>> Begin

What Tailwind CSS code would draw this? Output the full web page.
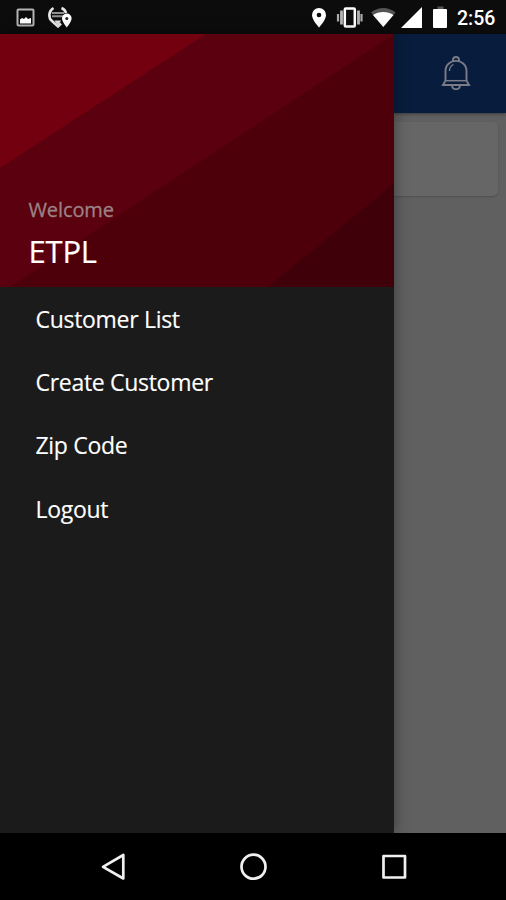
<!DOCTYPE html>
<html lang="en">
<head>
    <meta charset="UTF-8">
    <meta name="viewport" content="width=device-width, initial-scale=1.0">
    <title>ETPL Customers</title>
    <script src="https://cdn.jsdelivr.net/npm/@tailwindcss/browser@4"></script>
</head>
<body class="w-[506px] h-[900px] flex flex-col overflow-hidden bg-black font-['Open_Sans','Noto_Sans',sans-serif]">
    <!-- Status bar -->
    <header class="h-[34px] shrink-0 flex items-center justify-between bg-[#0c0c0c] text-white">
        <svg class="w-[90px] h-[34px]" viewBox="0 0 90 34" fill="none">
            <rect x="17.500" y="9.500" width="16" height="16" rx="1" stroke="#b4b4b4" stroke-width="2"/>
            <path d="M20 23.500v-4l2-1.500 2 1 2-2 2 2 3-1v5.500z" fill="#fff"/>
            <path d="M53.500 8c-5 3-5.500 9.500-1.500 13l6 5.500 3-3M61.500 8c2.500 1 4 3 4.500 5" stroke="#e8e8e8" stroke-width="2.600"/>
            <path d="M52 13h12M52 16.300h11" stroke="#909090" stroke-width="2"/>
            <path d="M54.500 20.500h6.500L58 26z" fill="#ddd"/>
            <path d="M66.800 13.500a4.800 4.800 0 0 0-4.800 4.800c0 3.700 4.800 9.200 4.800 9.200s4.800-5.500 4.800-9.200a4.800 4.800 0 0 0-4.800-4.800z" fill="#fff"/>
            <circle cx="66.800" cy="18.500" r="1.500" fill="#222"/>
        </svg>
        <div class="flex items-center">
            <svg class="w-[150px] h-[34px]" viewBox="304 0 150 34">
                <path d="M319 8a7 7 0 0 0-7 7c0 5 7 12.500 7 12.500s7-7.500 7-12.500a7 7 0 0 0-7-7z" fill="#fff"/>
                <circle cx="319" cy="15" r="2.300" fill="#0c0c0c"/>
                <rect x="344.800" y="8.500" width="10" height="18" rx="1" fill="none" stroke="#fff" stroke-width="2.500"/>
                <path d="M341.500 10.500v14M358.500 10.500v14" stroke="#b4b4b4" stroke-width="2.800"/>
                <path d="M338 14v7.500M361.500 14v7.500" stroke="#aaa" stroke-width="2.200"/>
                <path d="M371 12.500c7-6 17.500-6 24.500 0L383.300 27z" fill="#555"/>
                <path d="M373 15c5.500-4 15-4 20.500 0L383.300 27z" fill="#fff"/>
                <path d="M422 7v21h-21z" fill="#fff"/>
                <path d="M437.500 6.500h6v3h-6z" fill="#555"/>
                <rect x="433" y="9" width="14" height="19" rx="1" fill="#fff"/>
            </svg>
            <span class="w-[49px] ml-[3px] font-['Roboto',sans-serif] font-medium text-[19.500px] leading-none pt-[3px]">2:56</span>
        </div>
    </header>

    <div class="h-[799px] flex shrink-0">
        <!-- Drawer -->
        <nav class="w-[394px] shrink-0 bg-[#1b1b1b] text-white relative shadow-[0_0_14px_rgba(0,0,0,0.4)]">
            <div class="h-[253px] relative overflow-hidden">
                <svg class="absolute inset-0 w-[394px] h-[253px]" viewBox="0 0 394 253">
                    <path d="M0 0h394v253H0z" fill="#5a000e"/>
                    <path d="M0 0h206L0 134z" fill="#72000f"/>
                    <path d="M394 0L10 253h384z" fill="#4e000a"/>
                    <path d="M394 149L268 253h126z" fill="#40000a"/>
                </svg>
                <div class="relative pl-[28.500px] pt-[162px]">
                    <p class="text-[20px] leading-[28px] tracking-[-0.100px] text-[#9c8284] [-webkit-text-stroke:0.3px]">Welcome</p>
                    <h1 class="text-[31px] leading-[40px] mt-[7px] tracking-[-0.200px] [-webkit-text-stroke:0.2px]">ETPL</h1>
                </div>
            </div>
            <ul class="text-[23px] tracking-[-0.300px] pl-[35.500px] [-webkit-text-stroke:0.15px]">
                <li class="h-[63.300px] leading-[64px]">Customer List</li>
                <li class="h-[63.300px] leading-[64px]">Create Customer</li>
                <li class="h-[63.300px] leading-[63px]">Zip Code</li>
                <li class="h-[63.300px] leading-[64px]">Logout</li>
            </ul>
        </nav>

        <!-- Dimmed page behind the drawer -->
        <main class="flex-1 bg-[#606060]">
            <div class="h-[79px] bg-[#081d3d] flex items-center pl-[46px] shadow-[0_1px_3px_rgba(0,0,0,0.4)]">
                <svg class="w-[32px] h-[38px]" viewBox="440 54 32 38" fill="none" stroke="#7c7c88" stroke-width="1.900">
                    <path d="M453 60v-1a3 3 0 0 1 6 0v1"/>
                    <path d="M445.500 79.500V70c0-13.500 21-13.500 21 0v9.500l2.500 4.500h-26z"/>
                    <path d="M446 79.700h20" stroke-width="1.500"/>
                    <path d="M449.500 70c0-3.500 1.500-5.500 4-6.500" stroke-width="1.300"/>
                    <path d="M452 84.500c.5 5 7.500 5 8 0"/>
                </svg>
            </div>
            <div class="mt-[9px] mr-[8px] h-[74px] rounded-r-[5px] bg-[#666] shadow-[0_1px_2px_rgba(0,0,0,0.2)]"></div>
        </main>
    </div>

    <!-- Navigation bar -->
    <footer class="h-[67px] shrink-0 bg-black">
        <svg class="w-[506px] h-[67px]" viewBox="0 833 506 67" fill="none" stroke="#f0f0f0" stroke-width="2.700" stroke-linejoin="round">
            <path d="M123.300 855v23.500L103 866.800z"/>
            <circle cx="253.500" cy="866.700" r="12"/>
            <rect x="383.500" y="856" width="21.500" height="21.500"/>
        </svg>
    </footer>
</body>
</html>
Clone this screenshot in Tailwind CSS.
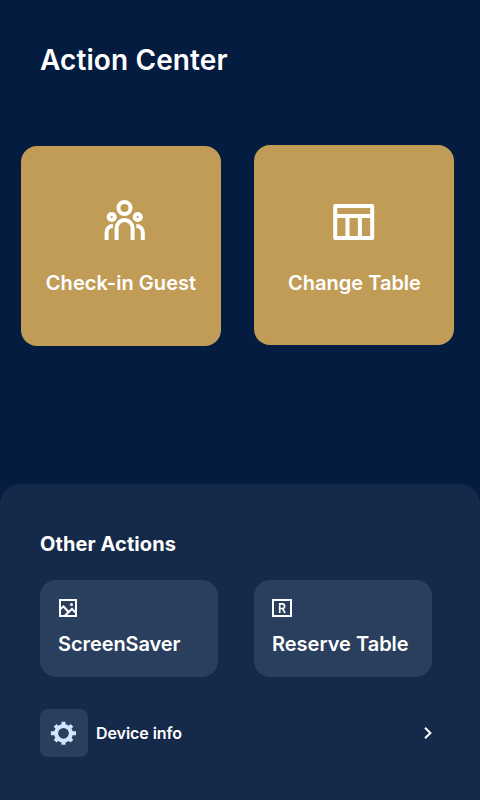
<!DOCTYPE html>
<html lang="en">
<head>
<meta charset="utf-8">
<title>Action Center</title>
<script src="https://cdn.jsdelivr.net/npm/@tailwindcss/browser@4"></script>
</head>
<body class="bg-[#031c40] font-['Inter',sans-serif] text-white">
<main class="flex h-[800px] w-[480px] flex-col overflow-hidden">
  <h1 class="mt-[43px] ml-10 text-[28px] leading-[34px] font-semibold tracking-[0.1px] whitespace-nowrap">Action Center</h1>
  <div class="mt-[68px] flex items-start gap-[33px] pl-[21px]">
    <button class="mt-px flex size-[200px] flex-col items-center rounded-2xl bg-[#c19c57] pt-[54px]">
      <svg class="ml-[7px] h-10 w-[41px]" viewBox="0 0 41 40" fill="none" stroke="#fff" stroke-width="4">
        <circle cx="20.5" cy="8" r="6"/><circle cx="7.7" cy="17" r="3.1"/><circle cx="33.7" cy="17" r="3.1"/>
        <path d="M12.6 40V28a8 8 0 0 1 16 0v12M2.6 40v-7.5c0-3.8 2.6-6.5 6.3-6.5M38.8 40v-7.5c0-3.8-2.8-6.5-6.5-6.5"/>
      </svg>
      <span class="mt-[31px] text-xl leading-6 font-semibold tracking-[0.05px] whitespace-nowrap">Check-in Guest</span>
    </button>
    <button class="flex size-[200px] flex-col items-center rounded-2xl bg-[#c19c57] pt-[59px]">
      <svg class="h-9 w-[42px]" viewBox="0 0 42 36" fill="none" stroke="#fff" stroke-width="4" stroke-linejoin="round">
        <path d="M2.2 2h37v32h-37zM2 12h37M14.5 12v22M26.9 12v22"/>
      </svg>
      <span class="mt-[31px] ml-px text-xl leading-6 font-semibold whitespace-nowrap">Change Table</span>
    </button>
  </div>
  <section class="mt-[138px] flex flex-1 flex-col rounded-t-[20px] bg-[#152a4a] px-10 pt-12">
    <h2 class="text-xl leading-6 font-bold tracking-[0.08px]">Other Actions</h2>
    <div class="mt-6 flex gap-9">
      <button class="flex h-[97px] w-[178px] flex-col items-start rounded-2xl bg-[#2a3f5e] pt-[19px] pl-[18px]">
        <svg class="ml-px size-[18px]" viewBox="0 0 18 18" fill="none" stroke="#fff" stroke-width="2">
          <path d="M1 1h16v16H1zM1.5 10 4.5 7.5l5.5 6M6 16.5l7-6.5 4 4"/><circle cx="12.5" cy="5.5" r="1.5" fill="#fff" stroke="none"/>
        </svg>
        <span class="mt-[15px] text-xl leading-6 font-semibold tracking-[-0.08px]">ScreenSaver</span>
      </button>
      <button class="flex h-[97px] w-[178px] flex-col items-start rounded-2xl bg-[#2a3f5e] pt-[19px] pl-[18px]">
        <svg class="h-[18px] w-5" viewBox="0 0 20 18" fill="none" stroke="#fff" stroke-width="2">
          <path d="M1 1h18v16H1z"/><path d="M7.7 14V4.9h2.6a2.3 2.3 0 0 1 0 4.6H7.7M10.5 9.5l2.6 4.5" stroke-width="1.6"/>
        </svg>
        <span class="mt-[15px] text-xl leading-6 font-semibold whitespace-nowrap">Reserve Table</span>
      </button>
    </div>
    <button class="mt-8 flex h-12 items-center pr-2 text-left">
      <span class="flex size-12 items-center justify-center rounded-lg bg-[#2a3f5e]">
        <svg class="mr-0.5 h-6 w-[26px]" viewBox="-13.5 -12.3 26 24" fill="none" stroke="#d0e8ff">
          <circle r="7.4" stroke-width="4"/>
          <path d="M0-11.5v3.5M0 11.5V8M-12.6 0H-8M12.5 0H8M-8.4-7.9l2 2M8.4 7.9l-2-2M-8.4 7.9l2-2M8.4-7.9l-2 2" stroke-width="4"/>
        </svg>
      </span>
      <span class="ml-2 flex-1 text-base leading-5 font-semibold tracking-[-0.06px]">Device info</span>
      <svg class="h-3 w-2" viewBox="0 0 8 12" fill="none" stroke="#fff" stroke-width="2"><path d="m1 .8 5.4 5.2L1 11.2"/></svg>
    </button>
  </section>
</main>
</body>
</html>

>> End

== Set task ==
Filter the records for lines holding the string "page". Copy each one.

== Exercise output ==
What Tailwind CSS code would draw this? Output the full web page.
        <!-- Dimmed page behind the drawer -->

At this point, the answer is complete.